Delta Micro Factory / pp3dp.com
Price as tested $1,649 Print volume 5-1/2″×5-1/2″×5-1/4″ Heated bed? Yes Print materials ABS, PLA OS supported Mac, Windows Print untethered? Yes, SD card Open-source hardware? No Open-source software? No Printer control software Up Software Slicing software Up Software
For newcomers to 3D printing, two techniques are always a challenge: leveling the printer’s build platform, and setting the proper height of the platform relative to the extruder nozzle. These procedures are usually done by hand, they’re often ambiguous, and doing them wrong can result in bad prints or damage to your printer. The new Up Plus 2 changes all of this.
Awesome Auto Calibration
The Up Plus 2 comes with an all-new auto calibration procedure. Unlike other printers that simply move the print head around while asking you to slide paper underneath and turn adjustment screws, the Up uses a magnetically attached instrument to measure its own platform at multiple locations, so it can compensate in software for any tilt. A secondary sensor measures the distance from platform to nozzle. After these readings are taken and the compensations calculated, you can confidently run your prints without the worries and hassles that come with an uneven build plate.
Nice Custom Software
The Up’s software has features we love, like automatic centering and placement on the print bed, and it makes it easy to add files to a print job and adjust them for printing. The new 2.0 version handles auto-leveling and improves workflow and ease of use, with new icons to guide you through the printing process (though 2.0 wasn’t yet available for Macs at press time).

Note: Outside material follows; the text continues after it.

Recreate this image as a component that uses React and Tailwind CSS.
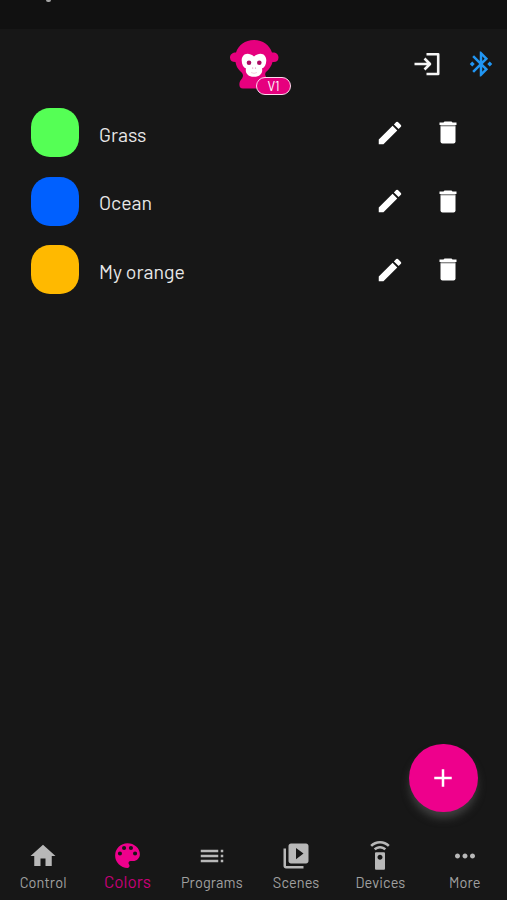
import React, { useState } from 'react';
import {
  MdAdd, MdBluetoothConnected, MdEdit, MdHome, MdMoreHoriz,
  MdSettingsRemote, MdToc, MdVideoLibrary
} from 'react-icons/md';

const PaletteIcon = ({ className }) => (
  <svg viewBox="0 0 24 24" className={className} fill="currentColor">
    <path d="M12 3a9 9 0 0 0 0 18c.83 0 1.500-.67 1.500-1.500 0-.39-.15-.74-.39-1.010-.23-.26-.38-.61-.38-.99 0-.83.67-1.500 1.500-1.500H16c2.760 0 5-2.240 5-5 0-4.420-4.030-8-9-8zM6.500 12a1.500 1.500 0 1 1 0-3 1.500 1.500 0 0 1 0 3zM9.500 8a1.500 1.500 0 1 1 0-3 1.500 1.500 0 0 1 0 3zM14.500 8a1.500 1.500 0 1 1 0-3 1.500 1.500 0 0 1 0 3zM17.500 12a1.500 1.500 0 1 1 0-3 1.500 1.500 0 0 1 0 3z" />
  </svg>
);

const TrashIcon = () => (
  <svg viewBox="0 0 18 23" className="w-[18px] h-[23px]">
    <path d="M5.500 0.500H12.500L13.500 1.500H17.500V4H0.500V1.500H4.500Z" fill="#fff" />
    <path d="M1.500 4H16.500V5.500H1.500Z" fill="#8a8a8a" />
    <path d="M1.500 5.300H16.500V20.500Q16.500 22.500 14.500 22.500H3.500Q1.500 22.500 1.500 20.500Z" fill="#fff" />
  </svg>
);

const COLORS = [
  { name: 'Grass', swatch: 'bg-[#55ff55]' },
  { name: 'Ocean', swatch: 'bg-[#0060ff]' },
  { name: 'My orange', swatch: 'bg-[#ffb900]' }
];

const TABS = [
  { name: 'Control', icon: MdHome },
  { name: 'Colors', icon: PaletteIcon },
  { name: 'Programs', icon: MdToc },
  { name: 'Scenes', icon: MdVideoLibrary },
  { name: 'Devices', icon: MdSettingsRemote },
  { name: 'More', icon: MdMoreHoriz }
];

const Logo = () => (
  <div className="relative w-[62px] h-[56px]">
    <svg viewBox="0 0 62 56" className="w-full h-full">
      <g fill="#e6007e">
        <path d="M24 0C33 0 39.500 5 42 12.500C45.500 12 48.500 14 48.500 17.500C48.500 21 46 22.500 42.500 22C41.500 26 39 29.500 36 32C34.500 34 35 36 38 39V48.500H13C10 48.500 9 46.500 9.500 43C10 40 13 38.500 13 35.500C13 33.500 11.500 32.500 10 31C7.500 28.500 6 25.500 5.500 22C2 22 0 20.500 0 17.500C0 14.500 2.500 12.500 6 12.500C8.500 5 15 0 24 0Z" />
      </g>
      <path d="M24 16.500C22 14.500 19.500 13.700 17.500 13.700C14 13.700 11.700 16.500 11.700 20.500C11.700 24.500 13.500 27.500 16 28.500C15 32.500 17.500 36.800 24 36.800C30.500 36.800 33 32.500 32 28.500C34.500 27.500 36.300 24.500 36.300 20.500C36.300 16.500 34 13.700 30.500 13.700C28.500 13.700 26 14.500 24 16.500Z" fill="#fff" />
      <circle cx="19" cy="22.700" r="2.300" fill="#ad0963" />
      <circle cx="29.300" cy="22.700" r="2.300" fill="#ad0963" />
      <circle cx="22.700" cy="28" r="0.600" fill="#d66a9e" />
      <circle cx="25.500" cy="28" r="0.600" fill="#d66a9e" />
      <path d="M21 32.500Q24 34.200 27 32.500" fill="none" stroke="#eebad3" strokeWidth="0.700" />
    </svg>
    <div className="absolute left-[26px] top-[36.500px] w-[35px] h-[18px] rounded-full border-[1.5px] border-[#ffd9ee] bg-[#e6007e] flex items-center justify-center pt-px text-[13px] leading-none text-white">
      V1
    </div>
  </div>
);

const LoginIcon = () => (
  <svg viewBox="0 0 26 24" className="w-[26px] h-6" fill="none" stroke="#f5f5f5" strokeWidth="2.600">
    <path d="M12.500 2.300H24.200V22H12.500M0.500 12H16M10.500 6.500L16 12L10.500 17.500" strokeLinejoin="round" />
  </svg>
);

const App = () => {
  const [activeTab, setActiveTab] = useState('Colors');

  return (
    <div className="relative w-full h-[900px] flex flex-col overflow-hidden bg-[#171717] font-['Barlow','Roboto',sans-serif] text-white">
      {/* Status bar */}
      <div className="h-[29px] shrink-0 bg-[#111111]">
        <div className="ml-[46px] w-[5px] h-[2px] rounded-b-full bg-[#a5a5a5]" />
      </div>

      {/* Header */}
      <header className="h-[69.5px] shrink-0 grid grid-cols-[1fr_62px_1fr] pl-[15px]">
        <div />
        <div className="pt-[11px]">
          <Logo />
        </div>
        <div className="h-[70px] flex items-center justify-end gap-[26.5px] pr-[11px]">
          <button type="button" aria-label="Log in"><LoginIcon /></button>
          <button type="button" aria-label="Bluetooth">
            <MdBluetoothConnected className="w-[30px] h-[30px] text-[#2196f3]" />
          </button>
        </div>
      </header>

      {/* Saved colors */}
      <main className="flex-1">
        {COLORS.map((color) => (
          <div key={color.name} className="h-[68.5px] flex items-center pl-[31px] pr-[50px]">
            <div className={`w-12 h-[49px] rounded-[19px] ${color.swatch}`} />
            <span className="ml-5 mt-[3px] flex-1 text-[19.5px] text-[#e8e8e8]">{color.name}</span>
            <button type="button" aria-label="Edit"><MdEdit className="w-[30px] h-[30px]" /></button>
            <button type="button" aria-label="Delete" className="ml-[34.5px]">
              <TrashIcon />
            </button>
          </div>
        ))}
      </main>

      {/* Add button */}
      <button
        type="button"
        aria-label="Add color"
        className="absolute left-[409px] top-[743.5px] w-[68.5px] h-[68.5px] rounded-full bg-[#ee008c] flex items-center justify-center shadow-[0_7px_9px_-1px_#404040]"
      >
        <MdAdd className="w-[30px] h-[30px]" />
      </button>

      {/* Bottom navigation */}
      <nav className="h-[66px] shrink-0 grid grid-cols-6 pl-px">
        {TABS.map(({ name, icon: Icon }) => (
          <button
            type="button"
            key={name}
            onClick={() => setActiveTab(name)}
            className={`flex flex-col items-center pt-[4.5px] ${activeTab === name ? 'text-[#ee008c]' : 'text-[#b8b8b8]'}`}
          >
            <span className="h-[34px] flex items-center justify-center">
              <Icon className={activeTab === name ? 'w-[33px] h-[33px]' : 'w-[30px] h-[30px]'} />
            </span>
            <span className={activeTab === name ? '-mt-[1.5px] text-[17px] leading-5 text-[#c70078]' : '-mt-px text-[14.5px] leading-5 tracking-[0.1px] text-[#a0a0a0]'}>
              {name}
            </span>
          </button>
        ))}
      </nav>
    </div>
  );
};

export default App;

This great software can also be a downside. For advanced users who know the abilities of their machines and want to push them to their fullest, the closed-source software is limiting. For example, the Up automatically generates support material to prevent overhangs from drooping and ruining your print. You can alter the rules that generate it, but you can’t fully turn it off. The printing of extra support structures results in an excess of material being used, as well as slower print times.
Mixed Print Quality
Print quality was very good on the models we tested, and the “raft” that’s printed to compensate for any tilt of the bed was easily removed by hand. Support material was sometimes difficult to remove, but left behind very little surface scarring. We did find a few small “burnt patches”— the Up runs its extruder hotter than most printers, and when bits of plastic stick to it and then rub off on the print, they can cause dark brown spots. However, fellow testers who own Up printers (or their Afinia brethren) say that they rarely see this on their printers at home.
If you’re new to 3D printing or just want a machine that prints right out of the box without the hassle, the Up Plus 2 is a great pick for you. If you’re an experienced user the software limitations might be frustrating, but you may find that the Up Plus 2 is a nice workhorse addition to your stable of printers. I’d love to add it to mine!
- Innovative automatic platform leveling and height calibration. Every printer should have it!
- Good print quality
- Feature-rich, easy to use software
Who’s It For?
- Auto calibration is easy to use, but the instructions are vague. Here’s how:
- Attach the leveling accessory to the extruder.
- Detach cable from heated bed and connect it to the leveling accessory.
- Turn the bot on and connect your computer. The printer does the rest!
- If the ABS looks white where you remove the raft or support, warm it with a heat gun to restore color.
Our top pick in last year’s guide was the Afinia H-Series printer, a repackaged Up Plus sold in the U.S. market, with a great U.S. company-backed 1-year warranty to go with it.
So this year we expected the Up Plus 2 to meet the standard established by the Afinia, and we weren’t proven wrong. The Up’s new auto bed calibration and 2.0 software took it to the next level, leapfrogging the Afinia slightly. We hope to see Afinia pick up this upgraded unit and start selling it also.
Even without these upgrades, the Afinia we tested this year is still a great machine that continues to live up to its reputation for print quality, reliability, and ease of use.